A measurement instrument for the construct was developed and validated by Karpen, Bove, Lukas and Zyphur. In studies of retail banking and automotive firms they reported that a service-dominant orientation was positively associated with customers' perceived value, trust and affective commitment, and with market performance, which in turn was associated with financial performance.

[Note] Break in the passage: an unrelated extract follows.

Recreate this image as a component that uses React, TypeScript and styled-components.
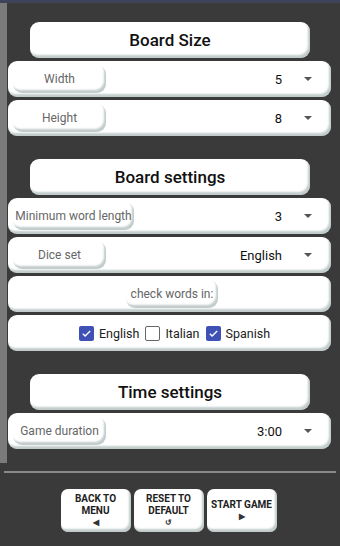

== Conducting Service-Dominant logic research ==
Analysing more than 1700 scientific publications using Service-dominant logic, Ehrenthal, Gruen and Hofstetter (2021) identify the following basic approaches, good practices, and quality criteria for conducting (and reviewing) Service-dominant logic research:

| Research goal | Applying | Extending | Testing |
|---|---|---|---|
| Specific goal | Applying S-D logic to some phenomenon | Extending some theory, concept, method using S-D logic | Testing some theory, concept, method using S-D logic |
| Research type | Conceptual | Conceptual/empirical | Empirical |
| Grounding in S-D logic | Transcend phenomenon into S-D logic, using all FPs, pronouncing FPs as needed, potentially starting with FP6 | Identify and overcome G-D boundaries by applying S-D logic, using all FPs, pronouncing FPs as needed, with special relation to FP1 | Frame the issue holistically using all FPs, pronouncing FPs as needed |
| Basic approach | Contrast G-D to S-D logic in order to envision, explicate, relate, and debate the phenomenon as per the delta identified | Contrast G-D logic to S-D logic in order to identify and overcome existing shortcomings | Contrast G-D logic to S-D logic to derive competing, testable hypotheses to judge which leads to more accurate predictions |
| Terminology | Define the minimal S-D logic terminology / vocabulary necessary. Avoid linguistic G-D relapses. |  |  |
| Substantive impact | Explicitly state the core contribution/value of using S-D logic. What phenomena or new aspects did S-D logic uncover / explain and how? What are implications of S-D logic and to whom do they make a difference? |  |  |
| Conceptual impact | How is S-D logic related to/different from the existing logic? Does S-D logic lead to different predictions/outcomes and how? How are constructs changed when using S-D logic? |  |  |
| Methodological impact | What methodological challenges does S-D logic help overcome and how? How does S-D logic change the way that research is conducted? How does S-D logic enable generalizable methodological advances? |  |  |
| S-D logic impact | How does the research advance S-D logic itself? How does thought and behavior change as a result of using S-D logic? |  |  |

== Conferences ==
In 2005, an international group of academics led by David Ballantyne met to discuss these issues at The Otago Forum (2005, 2008, 2011), with special issues of major marketing journals emerging, as a consequence. Other international interest emerged that broadened to include service management and service science. This broadened interest is reflected in the Naples Forum on Service (2009, 2011, 2013 and 2015) that has a special focus on service systems and networks, service science and service-dominant logic. Lusch and Vargo, established the Forum on Markets and Marketing (FMM) to: (1) explore foundational and theoretical issues related to marketing, including the understanding of markets and marketing systems and (2) further the development of S-D logic. FMM has been held in 2008 at the University of New South Wales, in 2010 at Cambridge University, in 2012 at the University of Auckland, in 2014 at the CTF Service Research Center Karlstad University, Sweden and in 2016 in Venice by Warwick Manufacturing Group, University of Warwick.
It is common as well for major academic conferences in marketing and service research to have special sessions and/or invitations around S-D logic.

== S-D Logic Award ==
To recognize the contributions of individuals that have worked to advance the theory and practice of S-D Logic, Robert Lusch and Stephen Vargo established the S-D Logic Award. (Note: More information about the S-D Logic award is available at sdlogic.net.) Recipients have included Evert Gummesson: Evert Gummesson, emeritus Professor, Stockholm University (2011 recipient), Jim Spohrer: Jim Spohrer, Innovation Champion & Director, IBM (2013 recipient), Irene Ng, Professor of Marketing and Service Systems, University of Warwick.